- _SOURCE EXCERPT_
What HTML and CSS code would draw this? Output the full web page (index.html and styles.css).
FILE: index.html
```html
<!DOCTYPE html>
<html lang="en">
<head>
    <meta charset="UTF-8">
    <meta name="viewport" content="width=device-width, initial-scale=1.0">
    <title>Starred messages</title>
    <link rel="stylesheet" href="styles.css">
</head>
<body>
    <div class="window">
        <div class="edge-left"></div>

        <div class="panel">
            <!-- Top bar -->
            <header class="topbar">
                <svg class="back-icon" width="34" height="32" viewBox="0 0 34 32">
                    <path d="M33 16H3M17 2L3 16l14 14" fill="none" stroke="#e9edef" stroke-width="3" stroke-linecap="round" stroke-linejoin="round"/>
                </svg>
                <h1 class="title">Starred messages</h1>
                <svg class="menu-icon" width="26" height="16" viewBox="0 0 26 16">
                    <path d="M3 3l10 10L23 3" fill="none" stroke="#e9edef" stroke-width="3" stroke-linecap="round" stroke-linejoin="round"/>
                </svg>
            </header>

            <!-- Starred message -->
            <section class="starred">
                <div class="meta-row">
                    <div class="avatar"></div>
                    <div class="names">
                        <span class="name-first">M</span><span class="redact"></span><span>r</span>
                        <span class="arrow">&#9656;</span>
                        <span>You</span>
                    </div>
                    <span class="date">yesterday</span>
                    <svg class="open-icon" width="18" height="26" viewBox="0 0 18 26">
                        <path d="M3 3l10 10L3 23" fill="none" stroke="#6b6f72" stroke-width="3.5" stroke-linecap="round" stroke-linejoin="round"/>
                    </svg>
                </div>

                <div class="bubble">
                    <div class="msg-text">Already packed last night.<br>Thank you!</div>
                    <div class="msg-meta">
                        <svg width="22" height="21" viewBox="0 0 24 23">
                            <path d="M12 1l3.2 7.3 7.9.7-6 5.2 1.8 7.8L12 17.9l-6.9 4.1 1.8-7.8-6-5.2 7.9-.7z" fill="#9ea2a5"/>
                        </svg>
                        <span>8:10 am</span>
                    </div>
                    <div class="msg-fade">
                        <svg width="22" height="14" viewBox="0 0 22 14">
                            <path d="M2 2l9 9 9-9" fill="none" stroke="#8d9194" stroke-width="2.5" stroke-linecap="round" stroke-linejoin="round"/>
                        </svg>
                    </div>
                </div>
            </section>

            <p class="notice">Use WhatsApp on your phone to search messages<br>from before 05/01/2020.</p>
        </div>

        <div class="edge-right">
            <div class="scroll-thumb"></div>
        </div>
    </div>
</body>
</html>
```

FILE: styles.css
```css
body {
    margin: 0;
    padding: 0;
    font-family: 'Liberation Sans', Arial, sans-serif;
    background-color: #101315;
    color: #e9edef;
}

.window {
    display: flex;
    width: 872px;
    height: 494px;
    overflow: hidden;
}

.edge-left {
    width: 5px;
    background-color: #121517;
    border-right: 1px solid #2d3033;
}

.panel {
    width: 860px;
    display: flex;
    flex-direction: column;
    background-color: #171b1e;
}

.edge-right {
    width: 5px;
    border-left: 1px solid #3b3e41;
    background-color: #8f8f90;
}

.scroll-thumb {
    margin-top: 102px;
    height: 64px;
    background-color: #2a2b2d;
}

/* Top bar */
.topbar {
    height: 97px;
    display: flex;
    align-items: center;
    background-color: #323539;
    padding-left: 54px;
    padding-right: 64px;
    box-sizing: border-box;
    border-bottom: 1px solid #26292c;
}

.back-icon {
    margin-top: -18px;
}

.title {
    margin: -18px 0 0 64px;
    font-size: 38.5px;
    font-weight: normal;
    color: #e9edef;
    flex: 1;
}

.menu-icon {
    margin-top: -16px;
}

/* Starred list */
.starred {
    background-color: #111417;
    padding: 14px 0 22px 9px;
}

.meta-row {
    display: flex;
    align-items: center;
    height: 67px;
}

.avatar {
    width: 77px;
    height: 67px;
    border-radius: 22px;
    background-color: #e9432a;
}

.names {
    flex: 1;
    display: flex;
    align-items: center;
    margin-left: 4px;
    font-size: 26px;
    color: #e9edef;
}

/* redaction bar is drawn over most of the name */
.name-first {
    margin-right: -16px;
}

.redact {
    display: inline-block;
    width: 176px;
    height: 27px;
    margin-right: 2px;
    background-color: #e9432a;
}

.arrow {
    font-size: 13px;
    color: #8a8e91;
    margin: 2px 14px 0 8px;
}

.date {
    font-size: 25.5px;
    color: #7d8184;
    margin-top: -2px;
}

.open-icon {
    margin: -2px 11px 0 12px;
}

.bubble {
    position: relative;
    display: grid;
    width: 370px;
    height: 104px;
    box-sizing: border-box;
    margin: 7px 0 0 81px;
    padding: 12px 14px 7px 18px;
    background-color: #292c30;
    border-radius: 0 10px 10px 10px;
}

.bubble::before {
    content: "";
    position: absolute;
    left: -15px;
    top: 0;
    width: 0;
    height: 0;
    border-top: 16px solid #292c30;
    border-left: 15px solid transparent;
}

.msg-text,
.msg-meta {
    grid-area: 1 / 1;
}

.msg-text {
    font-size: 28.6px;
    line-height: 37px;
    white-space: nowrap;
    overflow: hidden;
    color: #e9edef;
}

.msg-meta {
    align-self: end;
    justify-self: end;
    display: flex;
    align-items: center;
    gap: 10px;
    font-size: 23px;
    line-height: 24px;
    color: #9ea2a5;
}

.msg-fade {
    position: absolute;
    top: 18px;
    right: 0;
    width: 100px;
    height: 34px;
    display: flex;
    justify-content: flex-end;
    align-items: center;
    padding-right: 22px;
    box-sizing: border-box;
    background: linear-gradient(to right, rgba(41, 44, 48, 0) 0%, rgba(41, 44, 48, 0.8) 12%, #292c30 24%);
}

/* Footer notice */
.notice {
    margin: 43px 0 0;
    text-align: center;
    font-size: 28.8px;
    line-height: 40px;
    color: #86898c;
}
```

- _THE REQUEST_
Reproduce the listing above verbatim, from first line to last.

- _TASK ANSWER_
What HTML and CSS code would draw this? Output the full web page (index.html and styles.css).
FILE: index.html
```html
<!DOCTYPE html>
<html lang="en">
<head>
    <meta charset="UTF-8">
    <meta name="viewport" content="width=device-width, initial-scale=1.0">
    <title>Starred messages</title>
    <link rel="stylesheet" href="styles.css">
</head>
<body>
    <div class="window">
        <div class="edge-left"></div>

        <div class="panel">
            <!-- Top bar -->
            <header class="topbar">
                <svg class="back-icon" width="34" height="32" viewBox="0 0 34 32">
                    <path d="M33 16H3M17 2L3 16l14 14" fill="none" stroke="#e9edef" stroke-width="3" stroke-linecap="round" stroke-linejoin="round"/>
                </svg>
                <h1 class="title">Starred messages</h1>
                <svg class="menu-icon" width="26" height="16" viewBox="0 0 26 16">
                    <path d="M3 3l10 10L23 3" fill="none" stroke="#e9edef" stroke-width="3" stroke-linecap="round" stroke-linejoin="round"/>
                </svg>
            </header>

            <!-- Starred message -->
            <section class="starred">
                <div class="meta-row">
                    <div class="avatar"></div>
                    <div class="names">
                        <span class="name-first">M</span><span class="redact"></span><span>r</span>
                        <span class="arrow">&#9656;</span>
                        <span>You</span>
                    </div>
                    <span class="date">yesterday</span>
                    <svg class="open-icon" width="18" height="26" viewBox="0 0 18 26">
                        <path d="M3 3l10 10L3 23" fill="none" stroke="#6b6f72" stroke-width="3.5" stroke-linecap="round" stroke-linejoin="round"/>
                    </svg>
                </div>

                <div class="bubble">
                    <div class="msg-text">Already packed last night.<br>Thank you!</div>
                    <div class="msg-meta">
                        <svg width="22" height="21" viewBox="0 0 24 23">
                            <path d="M12 1l3.2 7.3 7.9.7-6 5.2 1.8 7.8L12 17.9l-6.9 4.1 1.8-7.8-6-5.2 7.9-.7z" fill="#9ea2a5"/>
                        </svg>
                        <span>8:10 am</span>
                    </div>
                    <div class="msg-fade">
                        <svg width="22" height="14" viewBox="0 0 22 14">
                            <path d="M2 2l9 9 9-9" fill="none" stroke="#8d9194" stroke-width="2.5" stroke-linecap="round" stroke-linejoin="round"/>
                        </svg>
                    </div>
                </div>
            </section>

            <p class="notice">Use WhatsApp on your phone to search messages<br>from before 05/01/2020.</p>
        </div>

        <div class="edge-right">
            <div class="scroll-thumb"></div>
        </div>
    </div>
</body>
</html>
```

FILE: styles.css
```css
body {
    margin: 0;
    padding: 0;
    font-family: 'Liberation Sans', Arial, sans-serif;
    background-color: #101315;
    color: #e9edef;
}

.window {
    display: flex;
    width: 872px;
    height: 494px;
    overflow: hidden;
}

.edge-left {
    width: 5px;
    background-color: #121517;
    border-right: 1px solid #2d3033;
}

.panel {
    width: 860px;
    display: flex;
    flex-direction: column;
    background-color: #171b1e;
}

.edge-right {
    width: 5px;
    border-left: 1px solid #3b3e41;
    background-color: #8f8f90;
}

.scroll-thumb {
    margin-top: 102px;
    height: 64px;
    background-color: #2a2b2d;
}

/* Top bar */
.topbar {
    height: 97px;
    display: flex;
    align-items: center;
    background-color: #323539;
    padding-left: 54px;
    padding-right: 64px;
    box-sizing: border-box;
    border-bottom: 1px solid #26292c;
}

.back-icon {
    margin-top: -18px;
}

.title {
    margin: -18px 0 0 64px;
    font-size: 38.5px;
    font-weight: normal;
    color: #e9edef;
    flex: 1;
}

.menu-icon {
    margin-top: -16px;
}

/* Starred list */
.starred {
    background-color: #111417;
    padding: 14px 0 22px 9px;
}

.meta-row {
    display: flex;
    align-items: center;
    height: 67px;
}

.avatar {
    width: 77px;
    height: 67px;
    border-radius: 22px;
    background-color: #e9432a;
}

.names {
    flex: 1;
    display: flex;
    align-items: center;
    margin-left: 4px;
    font-size: 26px;
    color: #e9edef;
}

/* redaction bar is drawn over most of the name */
.name-first {
    margin-right: -16px;
}

.redact {
    display: inline-block;
    width: 176px;
    height: 27px;
    margin-right: 2px;
    background-color: #e9432a;
}

.arrow {
    font-size: 13px;
    color: #8a8e91;
    margin: 2px 14px 0 8px;
}

.date {
    font-size: 25.5px;
    color: #7d8184;
    margin-top: -2px;
}

.open-icon {
    margin: -2px 11px 0 12px;
}

.bubble {
    position: relative;
    display: grid;
    width: 370px;
    height: 104px;
    box-sizing: border-box;
    margin: 7px 0 0 81px;
    padding: 12px 14px 7px 18px;
    background-color: #292c30;
    border-radius: 0 10px 10px 10px;
}

.bubble::before {
    content: "";
    position: absolute;
    left: -15px;
    top: 0;
    width: 0;
    height: 0;
    border-top: 16px solid #292c30;
    border-left: 15px solid transparent;
}

.msg-text,
.msg-meta {
    grid-area: 1 / 1;
}

.msg-text {
    font-size: 28.6px;
    line-height: 37px;
    white-space: nowrap;
    overflow: hidden;
    color: #e9edef;
}

.msg-meta {
    align-self: end;
    justify-self: end;
    display: flex;
    align-items: center;
    gap: 10px;
    font-size: 23px;
    line-height: 24px;
    color: #9ea2a5;
}

.msg-fade {
    position: absolute;
    top: 18px;
    right: 0;
    width: 100px;
    height: 34px;
    display: flex;
    justify-content: flex-end;
    align-items: center;
    padding-right: 22px;
    box-sizing: border-box;
    background: linear-gradient(to right, rgba(41, 44, 48, 0) 0%, rgba(41, 44, 48, 0.8) 12%, #292c30 24%);
}

/* Footer notice */
.notice {
    margin: 43px 0 0;
    text-align: center;
    font-size: 28.8px;
    line-height: 40px;
    color: #86898c;
}
```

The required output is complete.